Alan Light: I think that Elvis has been lost to the culture. Certainly, those below a certain age–and that age is not 25; that age is 45. I think when people think of Elvis they think of impersonators and weddings in Vegas and white jumpsuits. It’s all the noise and the freak show, and no sense of what this guy actually did and why is this important, why people cared so much about him. And that just felt like any relationship to the music and the work was held so far away. Everything we were working on began with the question, ‘Does this tell us about the story of the music, not the other stuff?’ Also, the other big misconception is that Elvis stole black music because he was white, which of course raises the question of why he was the phenomenon that he was and what was the popularity about him, all that stuff. I think if you listen to the music, he wasn’t imitating anybody. You hear the blues, but you hear the country. You hear the R&B, but you hear the pop crooning. And it really was this melding of a bunch of different things, and it’s not as simple as he went in and imitated black style and that’s what got him over. That’s not what’s in those records.

As one of those 45-year-olds Alan mentioned, the concept of Elvis in my generation has always been held in a negative light, like when Chuck D said “Elvis was a hero to most but he never meant shit to me” in Public Enemy’s “Fight the Power”. And who could forget Dread Zeppelin…

AL: Listen, he never went away as a character. He went away as a presence. But I think that any understanding of what the actual impact of the music was, that felt like the story that was there to tell. In the movie, Tom Petty says that it’s all the clatter of Elvis and how do you hear what he did, how do you get through that noise and hear what it was that he actually did as an artist. I don’t think there has been any film that does justice to the story of his music in this way. The reason the way people responded and connected the way they’ve done was through the music.

Of course, there’s always been the issue of cultural appropriation in the context of Elvis…

AL: Yeah, and I understand. I understand the question of why is he the king and why Chuck Berry is not or Little Richard is not. I think those are very fair questions. But it also takes away from the accomplishment because to snake those accusations of Elvis is to minimize what the music was actually doing. So I think you have to separate out what the art was from what the phenomenon was. I think when you hear about him seeking out—going to black churches, going to Beale Street—and searching for those sounds that were speaking to him. That was this active, creative quest for him. To call him a lucky hick does a disservice to his work and the creativity that went into his style.

TZ: The history of Elvis Presley has been presented in a shorthand form that leaves out the influences of other people, race, America and the beauty of an artist who connected to the power of music throughout his life. Elvis wasn’t just a lucky guy who stumbled into Sun Records. And Elvis didn’t invent rock ‘n’ roll. He took all these influences and put them together naturally. And this movie tells that story honestly and makes it clear the amount of work and dedication it took to achieve his vision.

The soundtrack, especially the third disc that chronicles his sonic roots, really speaks to what you are both saying in regards to the depth of his love for music of all styles.

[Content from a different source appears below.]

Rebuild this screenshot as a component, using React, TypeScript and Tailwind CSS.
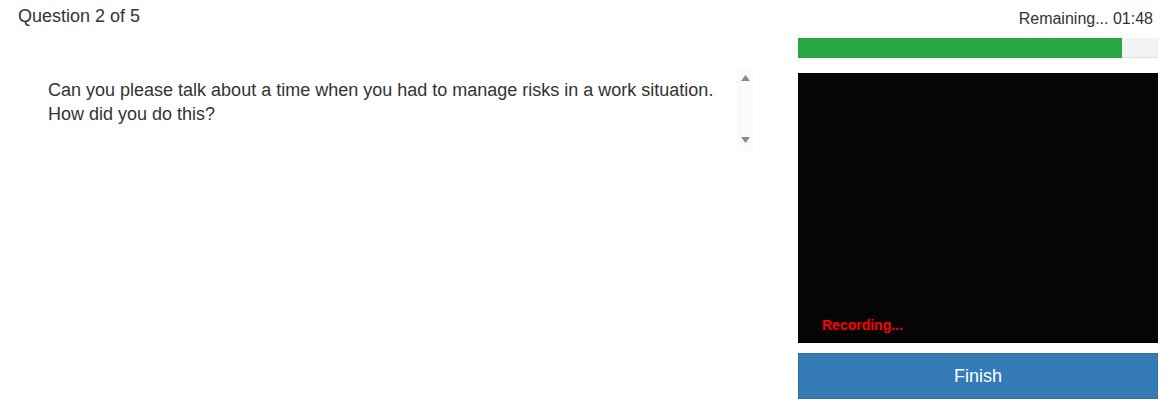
export default function App() {
  const progress = 90

  return (
    <div className="flex w-[1171px] h-[407px] bg-white text-[#333] font-['Liberation_Sans',Arial,sans-serif]">
      {/* Question side */}
      <div className="flex-1 pl-[18px] pt-[4px]">
        <h1 className="text-[18px] leading-[24px]">Question 2 of 5</h1>
        <div className="mt-[39px] ml-[30px] w-[705px] h-[84px] flex">
          <p className="flex-1 pt-[11px] text-[18px] leading-[24px]">
            Can you please talk about a time when you had to manage risks in a work situation.
            <br />
            How did you do this?
          </p>
          <div className="w-[16px] bg-[#fbfbfb] flex flex-col items-center justify-between py-[8px]">
            <svg width="9" height="6" viewBox="0 0 9 6"><polygon points="4.5,0 9,6 0,6" fill="#8a8a8a" /></svg>
            <svg width="9" height="6" viewBox="0 0 9 6"><polygon points="0,0 9,0 4.5,6" fill="#8a8a8a" /></svg>
          </div>
        </div>
      </div>

      {/* Recording side */}
      <div className="w-[360px] mr-[13px] flex flex-col">
        <div className="text-right text-[16px] leading-[20px] pt-[9px] pr-[5px]">Remaining... 01:48</div>
        <div className="mt-[9px] h-[20px] bg-[#f3f3f3] shadow-[inset_0_-1px_1px_rgba(0,0,0,0.08)]">
          <div className="h-full bg-[#28a745]" style={{ width: `${progress}%` }} />
        </div>
        <div className="mt-[15px] h-[270px] bg-[#050505] flex items-end px-[24px] pb-[10px]">
          <span className="text-[#ff0000] text-[14px] font-bold leading-[16px]">Recording...</span>
        </div>
        <button className="mt-[10px] h-[46px] bg-[#337ab7] border border-[#2e6da4] text-white text-[18px]">
          Finish
        </button>
      </div>
    </div>
  )
}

TZ: I made this film with Jon Landau, and we had a great time. We had these deep discussions about music. Jon’s a really creative force and I was happy to have him on this. In fact, the beauty of his 1971 Rolling Stone review of Elvis’s concert at the Boston Garden which he reads in the film is that it really is the thematic origins of this movie. It’s amazing to hear now because he was truly able to gather a take on Elvis that stands up to this day.

How did you reckon with the kind of cosmic rapport Elvis had with the music of Bob Dylan?

AL: He was interested in Dylan as a writer; he really didn’t get the singing. But it made more sense to him when he heard the Odetta Sings Dylan record, which connected the dots for him by hearing those songs in another way. But he was certainly aware of Dylan and watching him out of the corner of his eye, but it was hearing Odetta’s versions of Dylan’s songs that really helped him connect to his music.

Zimny: I’m a big Bob Dylan fan, and hearing Elvis sing ‘Tomorrow is a Long Time’ was how I would start my day every day in the editing room. It’s a very important track. I love Elvis’s version of the song, which came from Odetta’s arrangement. I think it’s a really beautiful thing to hear Elvis sing a Bob Dylan song. It just shows the power of his vocal style, but also his ability to step in the shoes of a Dylan song and make it his own.

You can tell from her voice in the film that Priscilla wanted to get his story about Elvis out there. The way she speaks about him as an artist is a revelation.

TZ: Absolutely. Priscilla’s really happy with the film. As a filmmaker, you hope that the key people who’ve lived with Elvis Presley were going to recognize the artist. For me, the highlight was Priscilla saying this was the definitive Elvis story in her eyes. So that was a bit of a dream come true for me. And she was a tremendous force in making the film. She gave me many, many hours of her time in interviews and also guidance, and opened up the full archives of Graceland to us, so a lot of the images are directly from the vault. But there were moments in the documentary where I wouldn’t just let the viewer rest on the image of his eyes and let the songs play out. To do service to the man and the musician and his creative process, there are moments where the only thing you could do is listen in a way that represents the tone of the image and how it tells the story of this man and the life he led.

The Searcher premieres April 14, 8pm on HBO.

The soundtrack to The Searcher comes out on Friday, April 6th on Legacy Recordings.